§ Description of the task
Gather all lines from the material that contain "React".

§ Data section
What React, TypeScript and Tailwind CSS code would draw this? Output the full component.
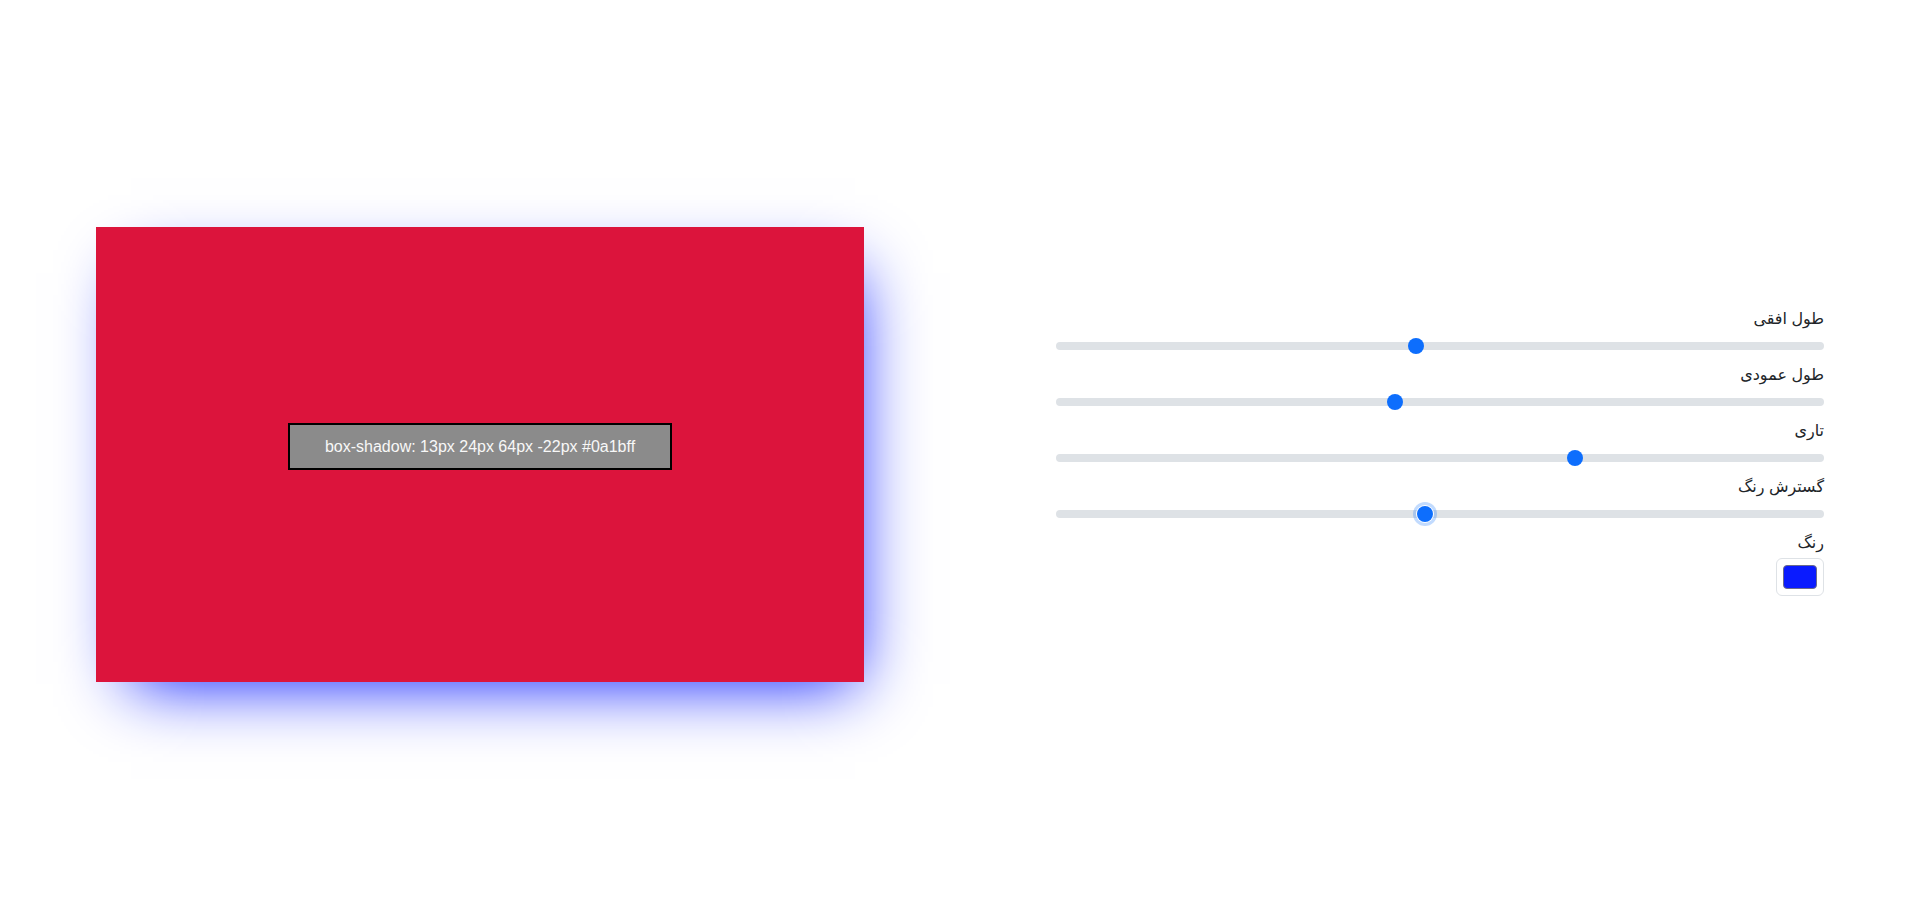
import React, { useState } from "react";

type Control = { id: string; label: string; value: number };

const initialControls: Control[] = [
  { id: "x", label: "طول افقی", value: 468 },
  { id: "y", label: "طول عمودی", value: 440 },
  { id: "blur", label: "تاری", value: 679 },
  { id: "spread", label: "گسترش رنگ", value: 480 },
];

const rangeBase =
  "block w-full h-6 p-0 bg-transparent appearance-none cursor-pointer focus:outline-none " +
  "[&::-webkit-slider-runnable-track]:h-2 [&::-webkit-slider-runnable-track]:rounded-2xl [&::-webkit-slider-runnable-track]:bg-[#dee2e6] " +
  "[&::-webkit-slider-thumb]:appearance-none [&::-webkit-slider-thumb]:w-4 [&::-webkit-slider-thumb]:h-4 [&::-webkit-slider-thumb]:-mt-1 " +
  "[&::-webkit-slider-thumb]:rounded-full [&::-webkit-slider-thumb]:border-0 [&::-webkit-slider-thumb]:bg-[#0d6efd]";

const labelCls = "pt-[5px] mb-[3px] text-right text-base leading-6 text-[#212529]";

const App: React.FC = () => {
  const [controls, setControls] = useState<Control[]>(initialControls);
  const [color, setColor] = useState("#0a1bff");

  const update = (id: string, value: number) =>
    setControls((prev) => prev.map((c) => (c.id === id ? { ...c, value } : c)));

  return (
    <div className="grid grid-cols-2 w-full h-[908px] bg-white font-['Segoe_UI','Liberation_Sans','DejaVu_Sans',sans-serif]">
      {/* preview */}
      <div className="flex items-center justify-center">
        <div className="flex items-center justify-center w-[768px] h-[455px] pb-[15px] bg-[#dc143c] shadow-[13px_24px_64px_-22px_#0a1bff]">
          <div className="border-2 border-black bg-[#8b8b8b] px-[35px] py-3 text-base leading-[19px] text-[#f8f8f8] font-['Liberation_Sans',Arial,sans-serif]">
            box-shadow: 13px 24px 64px -22px #0a1bff
          </div>
        </div>
      </div>

      {/* controls */}
      <div className="flex items-center justify-center pb-[10px]">
        <div className="w-[768px] flex flex-col">
          {controls.map((c, i) => (
            <div key={c.id} className="flex flex-col">
              <label className={labelCls} dir="rtl">
                {c.label}
              </label>
              <input
                type="range"
                min={0}
                max={1000}
                value={c.value}
                onChange={(e) => update(c.id, Number(e.target.value))}
                className={
                  rangeBase +
                  (i === 3
                    ? " [&::-webkit-slider-thumb]:shadow-[0_0_0_1px_#fff,0_0_0_4px_rgba(13,110,253,0.25)]"
                    : "")
                }
              />
            </div>
          ))}
          <label className={labelCls} dir="rtl">
            رنگ
          </label>
          <input
            type="color"
            value={color}
            onChange={(e) => setColor(e.target.value)}
            className="self-end w-12 h-[38px] p-1.5 bg-white border border-[#dee2e6] rounded-md cursor-pointer appearance-none [&::-webkit-color-swatch-wrapper]:p-0 [&::-webkit-color-swatch]:rounded-[4px] [&::-webkit-color-swatch]:border [&::-webkit-color-swatch]:border-[#6b6b8a]"
          />
        </div>
      </div>
    </div>
  );
};

export default App;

§ Right answer
What React, TypeScript and Tailwind CSS code would draw this? Output the full component.
import React, { useState } from "react";
const App: React.FC = () => {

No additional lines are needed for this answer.